3. Shaving: Apply little pressure and let the blade do the work. Begin by shaving with the grain of facial hair and skin, and, when experienced enough, eventually try shaving cross-grain and against the grain. When shaving, always remember to use light pressure. The sharpness of the blade should provide a close shave.

4. Nourishing: Once finished, rinse with cold water and use an aftershave product to soothe the skin.

“You have to incorporate that ‘me’ time in your life,” he said. “Women have their makeup, their hair, their nails, but men, we don’t really have anything like that hygiene-wise. Shaving should be a 15- to 30-minute Zen ritual, not a five-minute thing.”

A walk into Sprecher’s garage workshop in the southwest Valley paints a picture of the pure craftsmanship that takes place there on a daily basis. Thousands of dollars’ worth of machinery—affecting everything from the way a razor is milled to the way it’s heated, dried and honed—is organized across several work desks, while a deep-frying machine with industrial grade oil quenches the steel without sacrificing its hardness. Sprecher’s razors begin as rectangular chunks of stainless steel and need forging, heat treatment, quenching, tempering and grinding before they’re honed into shave-ready blades.

Sprecher, who grew up working as a silversmith under his late father, also became proficient in cleaving diamonds and cutting jewelry. In addition to making straight razors, Sprecher customizes the handles for each of the blades, selling the final products for $400 to $1,000 (for more info, visit maxsprecher.com).

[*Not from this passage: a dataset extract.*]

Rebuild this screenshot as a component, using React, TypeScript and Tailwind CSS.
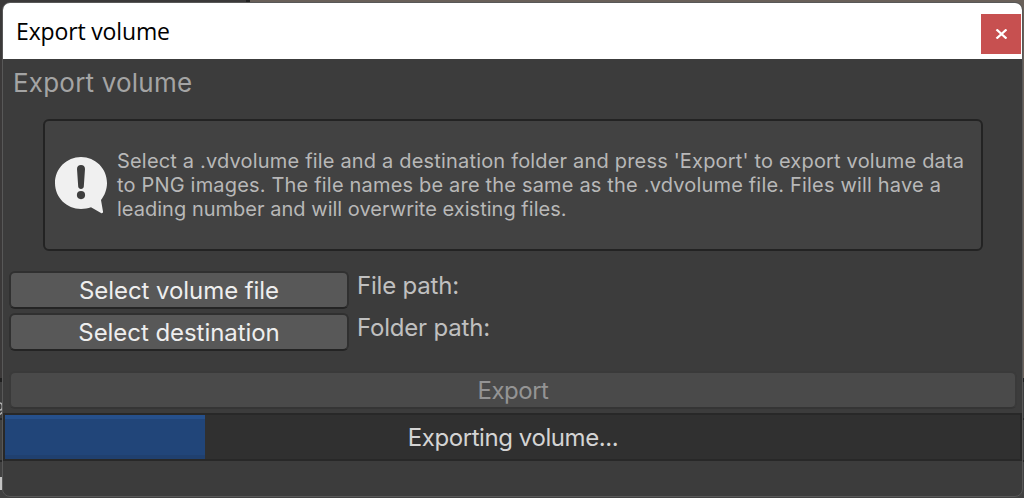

He says his blades are a work of art and trusts only about a dozen other such blade makers around the world to produce similar quality.

The art of creating straight razors took more than five years for him to perfect, Sprecher said, despite his decades of previous work with alloy metals. A frequent user and commenter on the online shaving forum Straight Razor Palace, Sprecher provided shaving advice and even sharpened other site users’ razors as a hobby before making his passion a full-time business. As demand for his services skyrocketed, he started charging customers to keep up with costs of adding more equipment and machinery.

“People would break things, and I’d tell them to ship it to me,” Sprecher said. “I started with woodscales, and more people were saying, ‘Your work is great,’ and shipping me more items. At first we were just doing trade. They’d say, ‘What do I owe you?’ and I’d say, ‘Oh you know, a bottle of bourbon or whatever,’ but then I started getting more work, and I had to get more equipment.”

While the wet-shaving resurgence of this decade has seen more men revert back to straight razor and classic soap-shaving from the five-blade plastic disposable razor and “shave goo” model, Sprecher said fly-by-night smiths and even knife makers have tried to make a splash in the razor design and sharpening industry. Some sellers, looking for a quick buck, have gone as far as replicating the name of Sprecher’s blades on their own models, despite the names not being “anything official.”

But Sprecher says his art is very specialized. Even a professional in the knife-making industry, when attempting to sharpen a straight razor, will ruin the blade, he said. Sprecher regularly receives shipments from clients whose razors are no longer able to be sharpened because a knife sharpening or fly-by-night razor-sharpening business has already destroyed the blade.

“Knife makers have a way of heat-treating steel that goes very high in the hardness,” he explained, “which is not what you want with a straight razor. Then they also use different angles, and the geometry is different.”

Wet shaving isn’t just about straight razors, either. For the perfect shave, Sprecher also uses a variety of shaving soaps, which cost between $40 and $100 per 4-ounce puck, and brushes made of badger hair to apply the soap, which are valued at more than $200. More affordable, synthetic brushes have since made their way into the market and can be bought at a fraction of the price, Sprecher said.

Sprecher, whose working career also included nearly two decades as an international fashion model, said wet shaving is a time-honored tradition that “has always been and is here to stay,” thanks to the quality experience it provides those who practice it. But for consumers looking for both the best in professionals and products in the wet-shaving industry, Sprecher said to always use caution and do business only with reputable sources.

“If it looks too good to be true, don’t trust it,” he said.